Diese Umsetzung zeugt von einem außergewöhnlich hohen intellektuellen Niveau. Die Tituli reflektieren nicht nur eine intensive Auseinandersetzung mit den Bildinhalten, sondern auch den Bildungsanspruch der Äbtissin Hitda und ihres Konvents. Sie unterstreichen den Rang des Kanonissenstifts Meschede als Zielort der Handschrift.

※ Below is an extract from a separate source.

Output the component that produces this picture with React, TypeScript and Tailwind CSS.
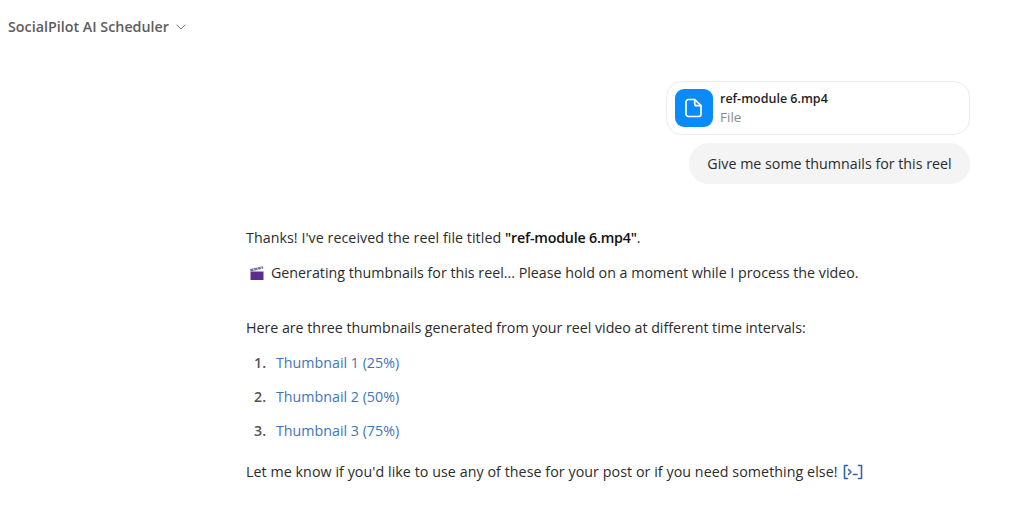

Obwohl aus Meschede keine eigene textliche Produktion aus dieser Zeit überliefert ist, lässt sich das Kloster in die Reihe der herrschernahen ottonischen Frauenstifte wie Essen, Quedlinburg oder Herford einordnen. Der Hitda-Codex ist somit ein eindrucksvolles Zeugnis des intellektuellen und spirituellen Niveaus in Meschede.
Im Grußwort von Christoph Weber, Bürgermeister Meschede und Peter Vogt, Kuratoriumsvorsitzender der Jubiläumsstiftung schreiben sie: „Der Hitda-Codex ist nicht nur ein bedeutendes Zeugnis mittelalterlicher Kunst und Kultur, sondern auch ein Stück der Geschichte der Stadt Meschede. Das prachtvolle Evangeliar ist untrennbar mit seiner Stifterin Äbtissin Hitda verbunden und Hitdas Name gehört fest zum Damenstift Meschede, das maßgeblich zur kulturellen und religiösen Entwicklung der Region beitrug.“
Der Gesamtnachdruck des Hitda-Codex ist neben dem Buchhandel im Pfarramt in Meschede (Stiftsplatz 6) für 49,90 Euro zu erwerben.